# INSTRUCTIONS TO FOLLOW
Transcribe the lines below verbatim, skipping the images.

# DATA SHOWN
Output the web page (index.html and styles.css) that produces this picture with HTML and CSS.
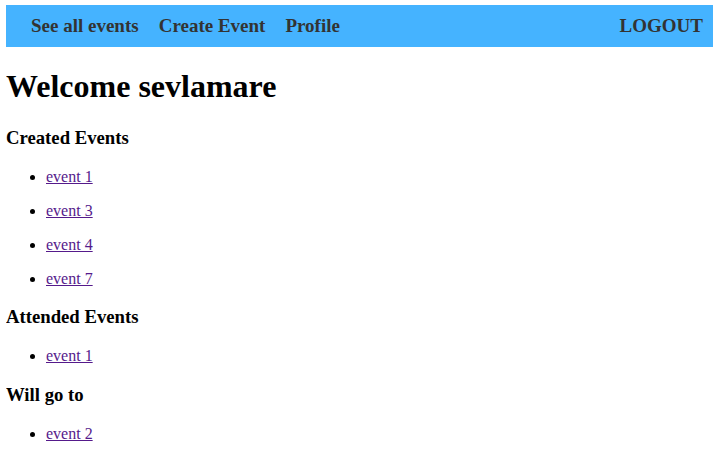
FILE: index.html
```html
<!DOCTYPE html>
<html>
<head>
<meta charset="utf-8">
<link rel="stylesheet" href="styles.css">
</head>
<body>
<nav class="navbar">
  <div class="nav-left">
    <a class="nav-link" href="#">See all events</a>
    <a class="nav-link" href="#">Create Event</a>
    <a class="nav-link" href="#">Profile</a>
  </div>
  <a class="nav-link logout" href="#">LOGOUT</a>
</nav>
<h1>Welcome sevlamare</h1>
<h3>Created Events</h3>
<ul>
  <li><p><a class="event" href="#">event 1</a></p></li>
  <li><p><a class="event" href="#">event 3</a></p></li>
  <li><p><a class="event" href="#">event 4</a></p></li>
  <li><p><a class="event" href="#">event 7</a></p></li>
</ul>
<h3>Attended Events</h3>
<ul>
  <li><p><a class="event" href="#">event 1</a></p></li>
</ul>
<h3>Will go to</h3>
<ul>
  <li><p><a class="event" href="#">event 2</a></p></li>
</ul>
</body>
</html>
```
FILE: styles.css
```css
body {
  margin: 5px 5px 8px 6px;
  font-family: "Liberation Serif", "Times New Roman", serif;
  color: #000;
  background: #fff;
}
.navbar {
  display: flex;
  align-items: center;
  justify-content: space-between;
  background: #45b3ff;
  height: 42px;
  padding: 0 10px 0 25px;
}
.nav-left {
  display: flex;
  gap: 20px;
}
.nav-link {
  color: #333;
  text-decoration: none;
  font-weight: bold;
  font-size: 19px;
}
h1 {
  font-size: 32px;
  margin: 21.44px 0 21.5px;
}
h3 {
  font-size: 18.72px;
  margin: 18.72px 0;
}
ul {
  padding-left: 40px;
  margin: 16px 0;
}
li p {
  margin: 16px 0;
}
.event {
  color: #551a8b;
}
```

# EXERCISE RESULT
Output the web page (index.html and styles.css) that produces this picture with HTML and CSS.
FILE: index.html
```html
<!DOCTYPE html>
<html>
<head>
<meta charset="utf-8">
<link rel="stylesheet" href="styles.css">
</head>
<body>
<nav class="navbar">
  <div class="nav-left">
    <a class="nav-link" href="#">See all events</a>
    <a class="nav-link" href="#">Create Event</a>
    <a class="nav-link" href="#">Profile</a>
  </div>
  <a class="nav-link logout" href="#">LOGOUT</a>
</nav>
<h1>Welcome sevlamare</h1>
<h3>Created Events</h3>
<ul>
  <li><p><a class="event" href="#">event 1</a></p></li>
  <li><p><a class="event" href="#">event 3</a></p></li>
  <li><p><a class="event" href="#">event 4</a></p></li>
  <li><p><a class="event" href="#">event 7</a></p></li>
</ul>
<h3>Attended Events</h3>
<ul>
  <li><p><a class="event" href="#">event 1</a></p></li>
</ul>
<h3>Will go to</h3>
<ul>
  <li><p><a class="event" href="#">event 2</a></p></li>
</ul>
</body>
</html>
```
FILE: styles.css
```css
body {
  margin: 5px 5px 8px 6px;
  font-family: "Liberation Serif", "Times New Roman", serif;
  color: #000;
  background: #fff;
}
.navbar {
  display: flex;
  align-items: center;
  justify-content: space-between;
  background: #45b3ff;
  height: 42px;
  padding: 0 10px 0 25px;
}
.nav-left {
  display: flex;
  gap: 20px;
}
.nav-link {
  color: #333;
  text-decoration: none;
  font-weight: bold;
  font-size: 19px;
}
h1 {
  font-size: 32px;
  margin: 21.44px 0 21.5px;
}
h3 {
  font-size: 18.72px;
  margin: 18.72px 0;
}
ul {
  padding-left: 40px;
  margin: 16px 0;
}
li p {
  margin: 16px 0;
}
.event {
  color: #551a8b;
}
```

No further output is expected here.